The heavy mineral in the 33,000 layer has been well-studied and is considerably finer than the overlying strandline mineralisation (D50 of 0.12mm compared with 0.18 for the overlying HM. It has a significantly higher level of monazite (1.3% versus 0.4%) and the ilmenite is less altered (TiO₂ of 56% versus 62% in the overlying strandlines). All of these properties make the 33,000 layer less attractive for mining than other areas.

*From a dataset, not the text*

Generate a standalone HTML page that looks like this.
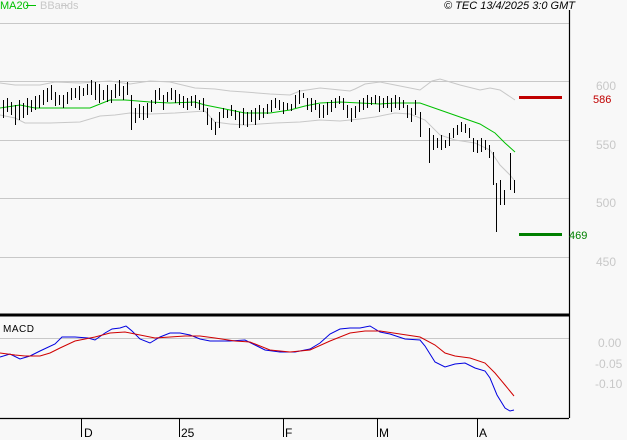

Second Transgression and Regression (Mid-level Deposits): The mid-level deposits were emplaced in three episodes between R.L. 44m and 64m. Drill core shows thin lamellar, mineral sands, small cross-set beds and massive disseminated mineral sands. The low energy conditions and shallow marine environment are evident. These conditions were periodically interrupted by storm events that reworked up to five metres of sand and destroyed any previous structure. The sands are grey to white, medium-grained, well-rounded and well-sorted mature sediments. They differ from units in other transgressions by the absence or low content of feldspar. The sands are generally very clean with less than 5% clays. These are the sequence currently mined at Cooljarloo, together with the overlaying third transgression minerals.

Third Transgression and Regression (Near-surface Deposits): The third and final transgression must have been quite rapid, as much of the previous regressive sands were undisturbed. The sands in this regression are coarser and more angular than the second transgression and contain more feldspar. These facts all support the theory that the sands are less mature than the older lithologies. The valuable minerals are generally coarser and contain less rutile and zircon than the older, more mature mineral suits. There are also more alumino-silicates in the heavy mineral assemblage. The near-surface strands were deposited in seven or eight events over a three-kilometre wide coastal strip.